Headstone marks burial site for Revolutionary War veteran

Photos by Jordan W. Patterson A new headstone for a local Revolutionary War veteran has been added to the Greenwood Cemetery in Stockton. Thomas Curtis and his wife Thankful were given a new headstone after the original was destroyed. Curtis settled in Stockton in 1815 leaving behind a family legacy throughout the county.

STOCKTON — A local Revolutionary War veteran can once again rest in peace.

Thomas Curtis, who settled in Stockton in the 1800s, and his wife Thankful Crandall, have recently been given a proper headstone in the Greenwood Cemetery in the town of Stockton. The two were previously buried in the Curtis Cemetery where their original headstones were damaged beyond recognition.

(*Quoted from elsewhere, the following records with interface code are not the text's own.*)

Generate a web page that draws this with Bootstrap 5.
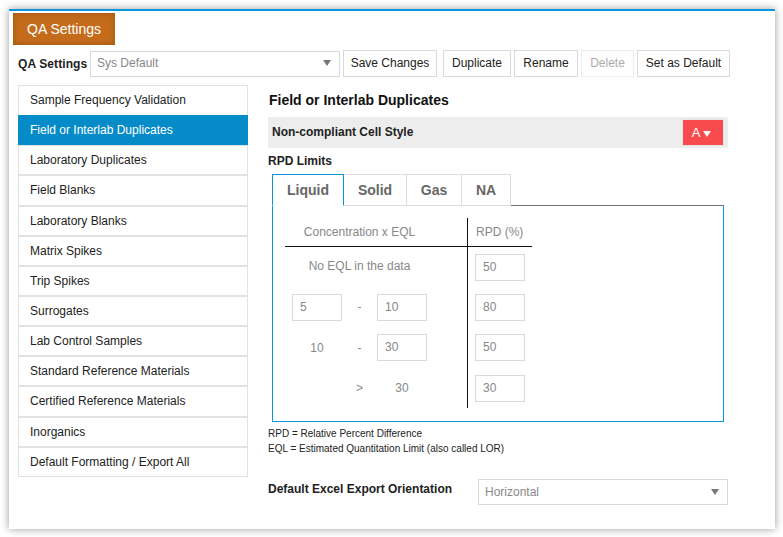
<!DOCTYPE html>
<html lang="en">
<head>
    <meta charset="UTF-8">
    <meta name="viewport" content="width=device-width, initial-scale=1.0">
    <title>QA Settings</title>
    <link href="https://cdn.jsdelivr.net/npm/bootstrap@5.3.0/dist/css/bootstrap.min.css" rel="stylesheet">
    <style>
        body {
            background: #fff;
            font-family: "Liberation Sans", Arial, sans-serif;
            font-size: 12px;
            color: #222;
            height: 537px;
            overflow: hidden;
            padding: 9px 8px 8px 9px;
        }

        .qa-panel {
            height: 520px;
            background: #fff;
            border-top: 2px solid #0a96d8;
            box-shadow: 0 0 8px rgba(0, 0, 0, 0.4);
            padding: 2px 0 0 4px;
        }

        .qa-title {
            width: 102px;
            height: 32px;
            line-height: 32px;
            text-align: center;
            color: #fff;
            font-size: 14px;
            background: #c56c1c;
            box-shadow: inset 0 0 6px rgba(120, 60, 0, 0.5);
        }

        .qa-toolbar {
            margin: 5px 0 8px 5px;
            height: 27px;
        }

        .qa-label {
            font-weight: 700;
            width: 72px;
            letter-spacing: 0.1px;
        }

        .fake-select {
            height: 26px;
            border: 1px solid #d9d9d9;
            padding: 0 7px 1px 6px;
            color: #888;
            background: #fff;
        }

        .fake-select .caret-down {
            border-top-color: #777;
            margin-right: 1px;
        }

        .caret-down {
            width: 0;
            height: 0;
            border-left: 4px solid transparent;
            border-right: 4px solid transparent;
            border-top: 6px solid #fff;
            display: inline-block;
        }

        .qa-btn {
            height: 27px;
            padding: 0 0 2px;
            font-size: 12px;
            color: #222;
            border: 1px solid #d9d9d9;
            border-radius: 0;
            background: #fff;
        }

        .qa-btn:disabled {
            color: #aaa;
            border-color: #ececec;
            opacity: 1;
        }

        .qa-side {
            width: 230px;
            margin-left: 5px;
            flex: none;
        }

        .qa-side .list-group-item {
            height: 30.15px;
            padding: 0 11px;
            line-height: 28px;
            font-size: 12px;
            color: #222;
            border: 1px solid #e2e2e2;
            border-radius: 0;
            margin: 0;
        }

        .qa-side .list-group-item:first-child {
            height: 31.1px;
        }

        .qa-side .list-group-item.active {
            background: #068bc9;
            border-color: #068bc9;
            color: #fff;
        }

        .qa-main {
            margin-left: 20px;
            width: 460px;
        }

        .qa-heading {
            font-size: 14px;
            font-weight: 700;
            margin: -1px 0 0 1px;
            height: 16px;
            line-height: 16px;
            color: #111;
        }

        .cell-bar {
            height: 31px;
            margin-top: 9px;
            background: #ededed;
            padding: 0 4px;
            font-weight: 700;
        }

        .cell-name {
            padding-bottom: 2px;
        }

        .cell-btn {
            width: 42px;
            height: 27px;
            background: #f84b4e;
            border: 1px solid #e4e4e4;
            color: #fff;
            font-size: 13px;
            padding: 0 3px 0 0;
            border-radius: 0;
        }

        .rpd-label {
            font-weight: 700;
            margin: 6px 0 6px;
            line-height: 14px;
        }

        .qa-tabs {
            margin-left: 4px;
            width: 452px;
            height: 32px;
            border-bottom: 1px solid #6d7275;
        }

        .qa-tabs .nav-link {
            height: 32px;
            padding: 0;
            line-height: 31px;
            text-align: center;
            font-size: 14px;
            font-weight: 700;
            color: #666;
            border: 1px solid #ddd;
            border-left-width: 0;
            border-radius: 0;
            background: #fff;
        }

        .qa-tabs .nav-link.active {
            color: #666;
            border: 1px solid #0a96d8;
            border-bottom-color: #fff;
        }

        .qa-tabpane {
            margin-left: 4px;
            width: 452px;
            height: 216px;
            border: 1px solid #0a96d8;
            border-top: 0;
            padding: 12px 0 0 12px;
        }

        .rpd-grid {
            display: grid;
            width: 247px;
            grid-template-columns: 183px 64px;
            grid-template-rows: 29px 40px 40px 41px 40px;
            color: #888;
        }

        .rpd-left {
            border-right: 1px solid #111;
            padding: 0 0 0 7px;
        }

        .rpd-right {
            padding-left: 7px;
        }

        .rpd-head {
            border-bottom: 1px solid #111;
        }

        .rpd-center {
            padding-right: 40px;
        }

        .rpd-noeql {
            padding-bottom: 2px;
        }

        .rpd-input {
            width: 50px;
            height: 27px;
            border: 1px solid #d9d9d9;
            padding: 0 7px;
            line-height: 24px;
            color: #888;
        }

        .rpd-dash {
            width: 35px;
            text-align: center;
        }

        .rpd-val {
            width: 50px;
            text-align: center;
        }

        .qa-notes {
            font-size: 10px;
            line-height: 15px;
            margin-top: 4px;
            color: #222;
        }

        .qa-export {
            margin-top: 23px;
        }

        .qa-export-label {
            font-weight: 700;
            width: 210px;
            padding-bottom: 6px;
        }
    </style>
</head>
<body>
    <div class="qa-panel">
        <div class="qa-title">QA Settings</div>

        <!-- Toolbar -->
        <div class="qa-toolbar d-flex align-items-center">
            <div class="qa-label">QA Settings</div>
            <div class="fake-select d-flex align-items-center justify-content-between" style="width: 250px;">
                <span>Sys Default</span><span class="caret-down"></span>
            </div>
            <button class="btn qa-btn" style="width: 94px; margin-left: 3px;">Save Changes</button>
            <button class="btn qa-btn" style="width: 68px; margin-left: 6px;">Duplicate</button>
            <button class="btn qa-btn" style="width: 64px; margin-left: 3px;">Rename</button>
            <button class="btn qa-btn" style="width: 53px; margin-left: 3px;" disabled>Delete</button>
            <button class="btn qa-btn" style="width: 93px; margin-left: 3px;">Set as Default</button>
        </div>

        <div class="d-flex">
            <!-- Side menu -->
            <div class="qa-side list-group">
                <a class="list-group-item">Sample Frequency Validation</a>
                <a class="list-group-item active">Field or Interlab Duplicates</a>
                <a class="list-group-item">Laboratory Duplicates</a>
                <a class="list-group-item">Field Blanks</a>
                <a class="list-group-item">Laboratory Blanks</a>
                <a class="list-group-item">Matrix Spikes</a>
                <a class="list-group-item">Trip Spikes</a>
                <a class="list-group-item">Surrogates</a>
                <a class="list-group-item">Lab Control Samples</a>
                <a class="list-group-item">Standard Reference Materials</a>
                <a class="list-group-item">Certified Reference Materials</a>
                <a class="list-group-item">Inorganics</a>
                <a class="list-group-item">Default Formatting / Export All</a>
            </div>

            <!-- Main section -->
            <div class="qa-main pt-2">
                <div class="qa-heading">Field or Interlab Duplicates</div>
                <div class="cell-bar d-flex align-items-center justify-content-between">
                    <span class="cell-name">Non-compliant Cell Style</span>
                    <button class="btn cell-btn">A <span class="caret-down"></span></button>
                </div>
                <div class="rpd-label">RPD Limits</div>

                <ul class="nav qa-tabs">
                    <li class="nav-item"><a class="nav-link active" style="width: 72px;">Liquid</a></li>
                    <li class="nav-item"><a class="nav-link" style="width: 63px;">Solid</a></li>
                    <li class="nav-item"><a class="nav-link" style="width: 55px;">Gas</a></li>
                    <li class="nav-item"><a class="nav-link" style="width: 49px;">NA</a></li>
                </ul>
                <div class="qa-tabpane">
                    <div class="rpd-grid">
                        <div class="rpd-left rpd-head rpd-center d-flex align-items-center justify-content-center">Concentration x EQL</div>
                        <div class="rpd-right rpd-head d-flex align-items-center ps-2">RPD (%)</div>

                        <div class="rpd-left rpd-center rpd-noeql d-flex align-items-center justify-content-center">No EQL in the data</div>
                        <div class="rpd-right d-flex align-items-center"><div class="rpd-input">50</div></div>

                        <div class="rpd-left d-flex align-items-center">
                            <div class="rpd-input">5</div><div class="rpd-dash">-</div><div class="rpd-input">10</div>
                        </div>
                        <div class="rpd-right d-flex align-items-center"><div class="rpd-input">80</div></div>

                        <div class="rpd-left d-flex align-items-center">
                            <div class="rpd-val">10</div><div class="rpd-dash">-</div><div class="rpd-input">30</div>
                        </div>
                        <div class="rpd-right d-flex align-items-center"><div class="rpd-input">50</div></div>

                        <div class="rpd-left d-flex align-items-center">
                            <div class="rpd-val"></div><div class="rpd-dash">&gt;</div><div class="rpd-val">30</div>
                        </div>
                        <div class="rpd-right d-flex align-items-center"><div class="rpd-input">30</div></div>
                    </div>
                </div>

                <div class="qa-notes">
                    <div>RPD = Relative Percent Difference</div>
                    <div>EQL = Estimated Quantitation Limit (also called LOR)</div>
                </div>

                <div class="qa-export d-flex align-items-center">
                    <div class="qa-export-label">Default Excel Export Orientation</div>
                    <div class="fake-select flex-grow-1 d-flex align-items-center justify-content-between">
                        <span>Horizontal</span><span class="caret-down"></span>
                    </div>
                </div>
            </div>
        </div>
    </div>

    <script src="https://cdn.jsdelivr.net/npm/bootstrap@5.3.0/dist/js/bootstrap.bundle.min.js"></script>
</body>
</html>
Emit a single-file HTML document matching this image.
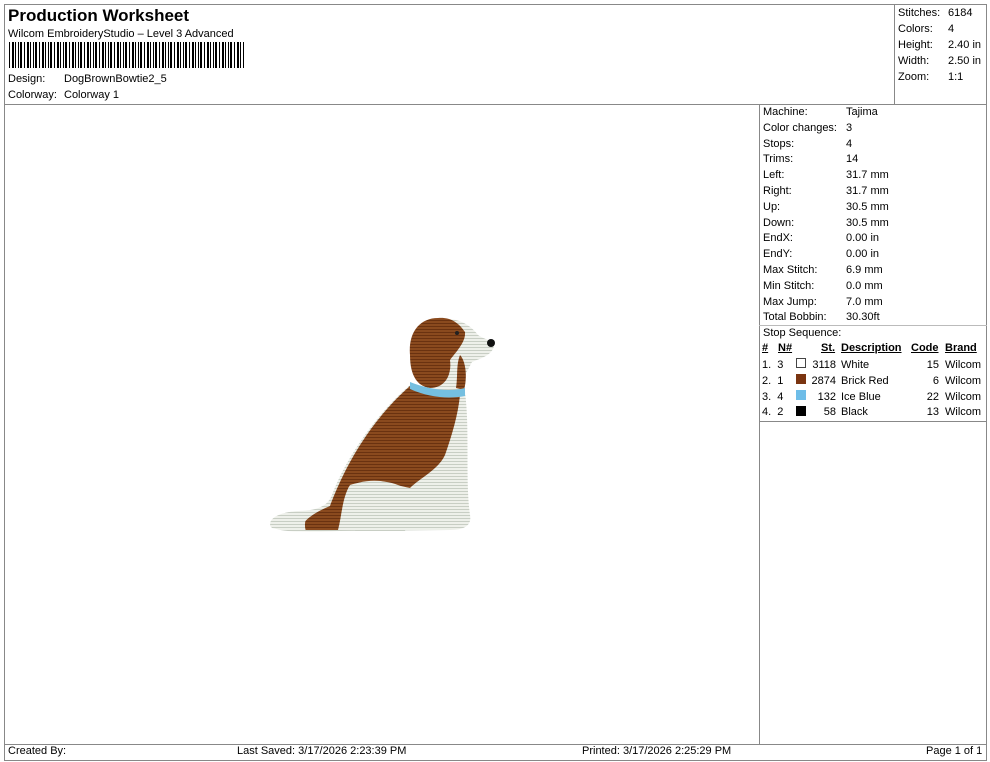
<!DOCTYPE html>
<html><head><meta charset="utf-8"><style>
*{margin:0;padding:0;box-sizing:border-box}
body{width:990px;height:762px;background:#fff;font-family:"Liberation Sans",Arial,sans-serif;font-size:11px;color:#000;position:relative;overflow:hidden}
.a{position:absolute;white-space:nowrap}
.l{position:absolute;background:#888}
</style></head><body>
<div class="l" style="left:4px;top:4px;width:983px;height:1px"></div>
<div class="l" style="left:4px;top:4px;width:1px;height:757px"></div>
<div class="l" style="left:986px;top:4px;width:1px;height:757px"></div>
<div class="l" style="left:4px;top:104px;width:983px;height:1px"></div>
<div class="l" style="left:894px;top:4px;width:1px;height:100px"></div>
<div class="l" style="left:759px;top:104px;width:1px;height:640px"></div>
<div class="l" style="left:4px;top:744px;width:983px;height:1px"></div>
<div class="l" style="left:4px;top:760px;width:983px;height:1px"></div>
<div class="l" style="left:759px;top:325px;width:228px;height:1px;background:#bbb"></div>
<div class="l" style="left:759px;top:421px;width:228px;height:1px"></div>

<div class="a" style="left:8px;top:6px;font-size:17px;font-weight:bold">Production Worksheet</div>
<div class="a" style="left:8px;top:28px">Wilcom EmbroideryStudio – Level 3 Advanced</div>
<div class="a" style="left:9px;top:42px;width:235px;height:26px;background:repeating-linear-gradient(90deg,#000 0 1px,#fff 1px 3px,#000 3px 5px,#fff 5px 6px,#000 6px 7px,#fff 7px 9px,#000 9px 10px,#fff 10px 11px,#000 11px 13px,#fff 13px 15px)"></div>
<div class="a" style="left:8px;top:73px">Design:</div>
<div class="a" style="left:64px;top:73px">DogBrownBowtie2_5</div>
<div class="a" style="left:8px;top:89px">Colorway:</div>
<div class="a" style="left:64px;top:89px">Colorway 1</div>

<div class="a" style="left:898px;top:5px;line-height:16px">Stitches:<br>Colors:<br>Height:<br>Width:<br>Zoom:</div>
<div class="a" style="left:948px;top:5px;line-height:16px">6184<br>4<br>2.40 in<br>2.50 in<br>1:1</div>

<div class="a" style="left:763px;top:105px;line-height:15.8px">Machine:<br>Color changes:<br>Stops:<br>Trims:<br>Left:<br>Right:<br>Up:<br>Down:<br>EndX:<br>EndY:<br>Max Stitch:<br>Min Stitch:<br>Max Jump:<br>Total Bobbin:<br>Stop Sequence:</div>
<div class="a" style="left:846px;top:105px;line-height:15.8px">Tajima<br>3<br>4<br>14<br>31.7 mm<br>31.7 mm<br>30.5 mm<br>30.5 mm<br>0.00 in<br>0.00 in<br>6.9 mm<br>0.0 mm<br>7.0 mm<br>30.30ft</div>

<div class="a" style="left:762px;top:342px;font-weight:bold;text-decoration:underline">#</div>
<div class="a" style="left:778px;top:342px;font-weight:bold;text-decoration:underline">N#</div>
<div class="a" style="left:821px;top:342px;font-weight:bold;text-decoration:underline">St.</div>
<div class="a" style="left:841px;top:342px;font-weight:bold;text-decoration:underline">Description</div>
<div class="a" style="left:911px;top:342px;font-weight:bold;text-decoration:underline">Code</div>
<div class="a" style="left:945px;top:342px;font-weight:bold;text-decoration:underline">Brand</div>

<div class="a" style="left:762px;top:358px;line-height:15.8px">1.&nbsp;&nbsp;3<br>2.&nbsp;&nbsp;1<br>3.&nbsp;&nbsp;4<br>4.&nbsp;&nbsp;2</div>
<div class="a" style="left:796px;top:358px;width:10px;height:10px;border:1px solid #444;background:#fff"></div>
<div class="a" style="left:796px;top:374px;width:10px;height:10px;background:#7a3410"></div>
<div class="a" style="left:796px;top:390px;width:10px;height:10px;background:#6ebde8"></div>
<div class="a" style="left:796px;top:406px;width:10px;height:10px;background:#000"></div>
<div class="a" style="left:806px;top:358px;width:30px;text-align:right;line-height:15.8px">3118<br>2874<br>132<br>58</div>
<div class="a" style="left:841px;top:358px;line-height:15.8px">White<br>Brick Red<br>Ice Blue<br>Black</div>
<div class="a" style="left:900px;top:358px;width:39px;text-align:right;line-height:15.8px">15<br>6<br>22<br>13</div>
<div class="a" style="left:945px;top:358px;line-height:15.8px">Wilcom<br>Wilcom<br>Wilcom<br>Wilcom</div>

<svg class="a" style="left:260px;top:300px" width="250" height="240" viewBox="0 0 250 240">
<defs><pattern id="st" width="4" height="3" patternUnits="userSpaceOnUse"><rect width="4" height="3" fill="#8a4a1e"/><rect y="2" width="4" height="1" fill="#6a3210"/></pattern>
<pattern id="wt" width="4" height="3" patternUnits="userSpaceOnUse"><rect width="4" height="3" fill="#eef0ea"/><rect y="2" width="4" height="1" fill="#c8cec4"/></pattern></defs>
<!-- white base body -->
<path d="M150 85 L205 92 C210 130 205 180 210 215 C212 225 205 230 190 230 L80 231 C55 232 30 232 12 228 C6 222 14 212 40 211 C60 210 68 205 72 195 C85 160 115 115 150 85Z" fill="url(#wt)"/>
<!-- brown back -->
<path d="M150 86 L200 95 C198 115 192 135 185 155 C178 170 160 178 150 188 C135 185 110 178 90 185 C82 198 82 215 78 230 L42 230 C40 222 55 212 70 206 C78 185 100 130 150 86Z" fill="url(#st)"/>
<!-- white haunch patch -->
<path d="M88 188 C100 178 130 178 148 190 C152 205 150 220 145 231 L95 231 C100 222 95 210 88 205Z" fill="url(#wt)"/>
<!-- white tail tip -->
<path d="M10 226 C12 214 30 210 48 211 C45 220 44 226 46 231 C30 232 18 231 10 226Z" fill="url(#wt)"/>
<!-- head -->
<path d="M170 25 C185 15 205 18 218 35 C225 40 233 40 234 46 C232 55 222 58 212 62 C205 75 200 85 200 92 L165 88Z" fill="url(#wt)"/>
<!-- ear/head brown -->
<path d="M178 18 C160 18 148 32 150 55 C150 72 155 86 170 88 C185 88 192 75 190 60 C196 52 206 42 205 32 C198 22 190 17 178 18Z" fill="url(#st)"/>
<path d="M200 55 C205 60 208 75 204 90 L196 88 C198 75 196 65 200 55Z" fill="url(#st)"/>
<path d="M150 82 C170 90 190 92 205 88 L205 96 C190 99 170 98 150 89Z" fill="#75bfe0"/>
<circle cx="231" cy="43" r="4" fill="#111"/>
<circle cx="197" cy="33" r="2" fill="#222"/>
</svg>

<div class="a" style="left:8px;top:745px">Created By:</div>
<div class="a" style="left:237px;top:745px">Last Saved: 3/17/2026 2:23:39 PM</div>
<div class="a" style="left:582px;top:745px">Printed: 3/17/2026 2:25:29 PM</div>
<div class="a" style="left:926px;top:745px">Page 1 of 1</div>
</body></html>
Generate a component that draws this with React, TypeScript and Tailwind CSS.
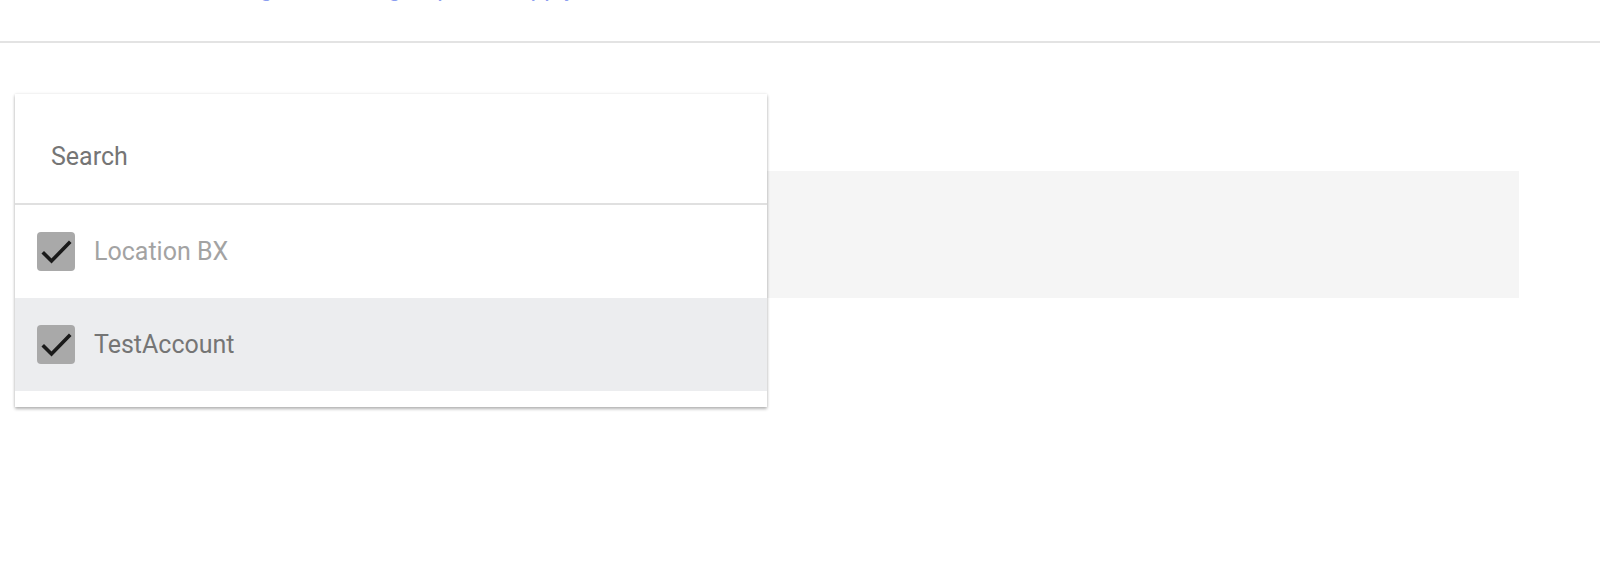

Curtis, whose last name was also spelled as Curtice at the time, settled in Stockton in the early 19th century where many of his descendants now live today.

“It will mean a lot in the long run,” said Liz Curtis, who married a descendant of the Curtis family and helped track down their family genealogy. “It’s an important piece of family history.”

Rupert Loucks, a descendant of Thomas Curtis, is credited by Liz Curtis for doing much of the work to ensure that their ancestor received the new headstone. Liz Curtis is married to Robert Curtis, Loucks’ cousin.

Liz and Robert Curtis visited the new headstone las tweek with descendants Charles and Nate Curtis. John Sipos, Stockton historian; Susan Sipos and Diane Shaw, members of the Jamestown Daughters of the American Revolution, were also present.

After the War of 1812, Thomas Curtis’ sons made their way to Chautauqua County municipalities like Cherry Creek and Stockton, and he soon followed in 1815. Liz Curtis described her late family members as religious and farmers, and ones who kept to themselves.

Thomas Curtis married Thankful Crandall, and the two left behind a family legacy in the region.

The family tree includes many descendants of Thomas Curtis to remember his name — many of whom are still passionate about their own history.

Along with other local Revolutionary War veterans, Thomas Curtis’ enlistment is detailed in Volume 1 and 2 of the historical book “Patriot Soldiers of 1775-1783: The Veterans of the War for American Independence of Chautauqua County, New York.”

Thomas Curtis enlisted in 1779, under the spelling of Curtice, at Stephentown, Rensselaer County, N.Y. He served in the 4th Regiment of the Albany County Militia. He also appears in the official record of enlisted New York men under the 2nd Regiment of the Ulster County Militia.

In 1781, serving under a special taskforce, Curtis fought in the military engagement at West Canada Creek in New York state.

Curtis died in 1843 and was buried in Stockton at the family cemetery that would later be forgotten. His wife died two years earlier in 1841.

Later, however, the resting places of many Curtis family members were moved after the property on Bruyer Road had changed ownership. Also, local family cemeteries in the area were consolidated to the Greenwood Cemetery at its current location in the township.

While not technically abandoned, the Curtis cemetery was left to decay and was even vandalized in the 1950s, Liz Curtis said. While several Curtis family members were transferred to the Stockton Cemetery, headstones belonging to Thomas and his wife Thankful did not make it in one piece. Remnants from the old headstones of Thomas Curtis and Crandall are visible at the cemetery but are not legible.

Only a small piece of Thomas Curtis’ original headstone remains and Crandall’s has about a quarter still intact. The bodies were relocated to the new burial as well during the transition.

Liz Curtis said her ancestor’s headstone was not recognized as a veteran’s resting place because it was so badly damaged. She would often visit the cemetery and place an American flag at his headstone to signify his service.

But now, with the help of Loucks, a headstone of the Revolutionary War veteran and his wife is now in place.

“It meant a lot to Rupert,” Liz Curtis said of finally getting Thomas’ stone ordered.

She said securing the headstone for Thomas and Thankful Curtis, while important for Loucks and the family history, was also important for the country’s history too.

“The only thing you have left is something physical and I think that’s an important piece of American history — the history of soldiers and farmers,” Liz Curtis said.